Monday, 20 August 2007

40 mm of Rain.

Cary Parade, The white car has stopped, water in the electrics probably, Ten minues later an other car drove past the white car and decided to join it in the stationary mode. Also water in the electrics.

At 11:15 I went for my lunch at the rest room above the Stagecoach Travel shop in Victoria Parade on the Harbour. My second half started on Cary Parade on the other side of the harbour at 11:59 so I left the Travel Shop at 11:01. It was raining, not just a bit of wet stuff falling from the sky but rain in buckets, large buckets, all being thrown at me. And it was cold and very wet. It is only a couple of hundred yards but I was so wet the water was running down my legs and into my shoes so I was squelching along. To get to Cary Parade I had to cross the end of Fleet Street where it comes down a bit of a slope onto the Strand. It was now 11:58 and all looked normal except for the rain. There was no sign of my bus so I decided to take a few photos of the rain to send to my sisters in Australia in case they had forgotten what it looked like. I then noticed that the roadway on the other side of the central reservation was flooded and a car had stopped in the road and other cars were driving past it. I went over and took several pictures of the problem, this was 12:03. Then my bus arrived and I got in the drivers seat and set up the ticket machine and set of to go up Fleet Street. It was only after I turned in did I realise that Fleet Street, which I had walked past 8 minutes earlier and had not seen any sign of flooding was in fact full of water to a depth of a couple of feet. I think I was the first person to drive into Fleet Street since the water had risen. Which it did in just a couple of minutes. One minute it was raining, next we were knee deep in water.

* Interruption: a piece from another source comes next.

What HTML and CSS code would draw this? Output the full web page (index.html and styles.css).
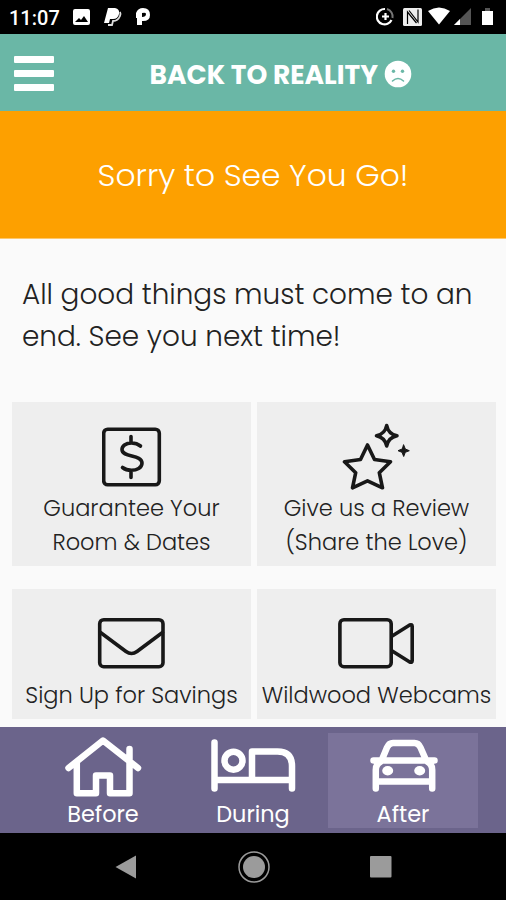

As you can see from the photo, taken at 12:07, it was deserted except for a couple of buses. In this position I had no choice but to continue slowly up the road. There was was coming in through the doors it was that deep. I did get on the radio and let everyone who was listening what was happening and suggest that buses stay out of Fleet Street for the time being. I then carried on to Newton Abbot where the rain had been the normal sort that runs down the drains and stays there.

Other places were also flooded in the Bay including the section of Dartmouth Road by the YMCA. The road here dips down sharply and is for a few feet actually below sea level at high tide before climbing again as the road continues towards Waterside. The spot is known to bus drivers as the Grand Canyon and is the main road to Brixham not just for the 12 service but just about everyone else. All this traffic had to be diverted up Penwill Way, a road not big enough for all the extra vehicles now using it. It ends in a give way at Totnes Road which was also full of diverted traffic so you can imagine the police were there directing traffic. You would need to imagine it because you wouldn't have seen it.

A long day, some drivers were over two hours late by the time things got back to some sort of normally and it must have been a long drive home for thousands of other drivers all round the Bay And all it took was 40 mm of rain in 20 minutes.

Click here for the story and readers comments in the local paper Herald Express.

A few more photes in the Photo Albums on the right.

8 comments:

Lord Hutton said...

Ooh some of those shopkeepers were sooo cross at your buses

David said...

Yes I know.

The Captain said...

It looks a little like Rotherham & Sheffield did in June.

Plymothian said...

I must have managed to drive through every flooded road in Plymouth yesterday - a great driving lesson that was!

Anonymous said...

We moved here from Worcester a few years ago.never expected floods in Torquay!!!!

Anonymous said...

The sort of scenario where it's best to leave the B10Ms in the depot...

Steve said...

No worries with your sister missing the rain Dave. Gale force winds and lots of rain down the Gold Coast yesterday, with more forecast.

David said...

Hi Steve, So long as it is sunny and dry in November when I get there.